Generally, neural networks generate new images using the ones provided, but normally they tend to consider the image as a whole rather than extract specific elements.

Now the goal is to have an A.I. that can extrapolate specific attributes and apply them to a vast range of new examples never seen before.

Disentanglement

In this new study, the researchers attempt to overcome this limitation using a concept called disentanglement which can be used to generate deepfakes, for instance, by disentangling human face movements and identity.

By doing this, said Ge, “people can synthesize new images and videos that substitute the original person’s identity with another person, but keep the original movement”.

Similarly, the new approach takes a group of sample images, rather than one sample at a time as traditional algorithms have done, and mines the similarity between them to achieve something called controllable disentangled representation learning.

Then, it recombines this knowledge to achieve controllable novel image synthesis, or what you might call imagination.

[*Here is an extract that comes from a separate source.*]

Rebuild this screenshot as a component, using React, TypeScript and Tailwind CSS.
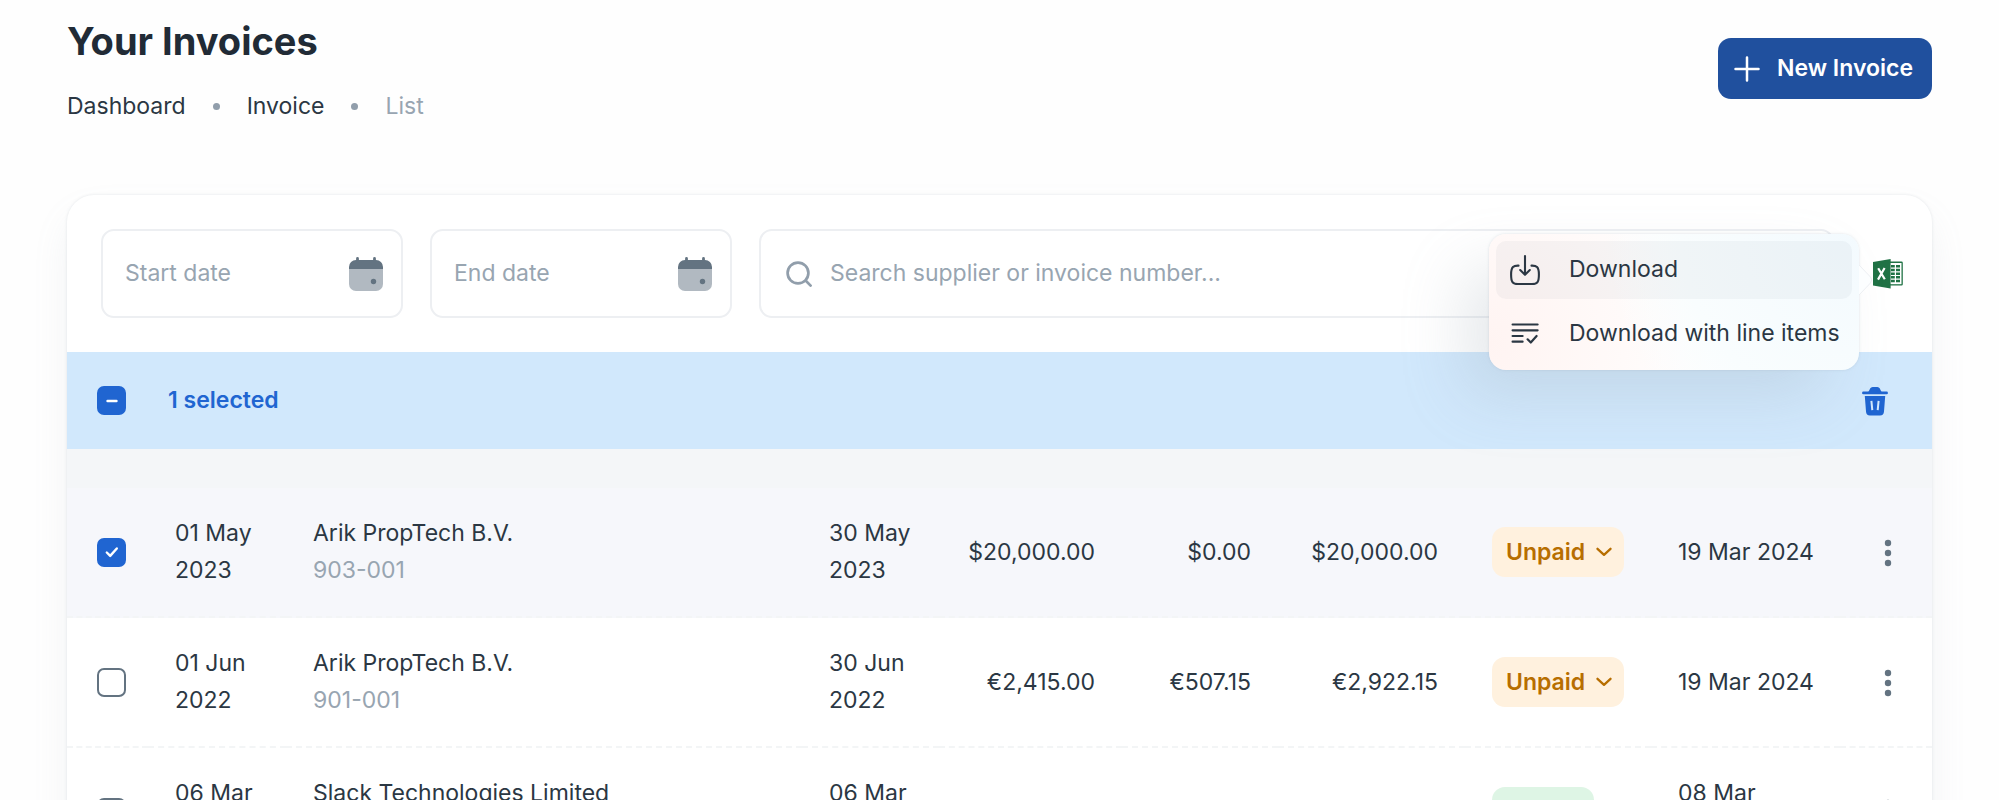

To do that, they used Group-Supervised Learning (GLS), a machine learning task to decompose inputs into a disentangled representation with swappable components that can be recombined to create a new object.

For example, we take some images of different fonts: with different letters, colors, backgrounds, sizes, and different styles; we separate the attributes and then we combine those images to get a new one where we have a new font from the combination of the previous elements.

font disentanglement

Using their technique, the group generated a new dataset containing 1.56 million images that could help future research in the field.

While disentanglement is not a new idea, the researchers say their framework can be compatible with nearly any type of data or knowledge. This widens the opportunity for applications.

In the field of medicine, it could help doctors and biologists discover more useful drugs by disentangling the medicine function from other properties and then recombining them to synthesize new medicine. Imbuing machines with imagination could also help create safer A.I. by, for instance, allowing autonomous vehicles to imagine and avoid dangerous scenarios previously unseen during training.

The following image shows an example of how disentanglement occurs.

disentanglement
Disentanglement of a chair

The following image, is another example of disentanglement with a chair.

disentanglement of a chair

Given an input shape (a), the geometry code and structure code are extracted. Fixing one of them, a random sample is generated (b). For the first row of (b), the geometry code is kept unchanged. And, for the second row, the structure code is kept unchanged while a random sample is generated.

Imagination seemed to be one of the only human capabilities an A.I. couldn’t simulate. However, these new studies make us realize how Artificial Intelligence can reach and go beyond skills that are exclusively human. What will be left for us?

Will we reach another level of awareness thanks to the answers A.I. will give us? Will we focus more on spiritual things than materialism since A.I. will automate our daily routine? If the answer will be, living better together, because we’ll focus more on relationships than things, maybe it will be a positive perspective. If not, we might be just slaves of technology to live without empathy.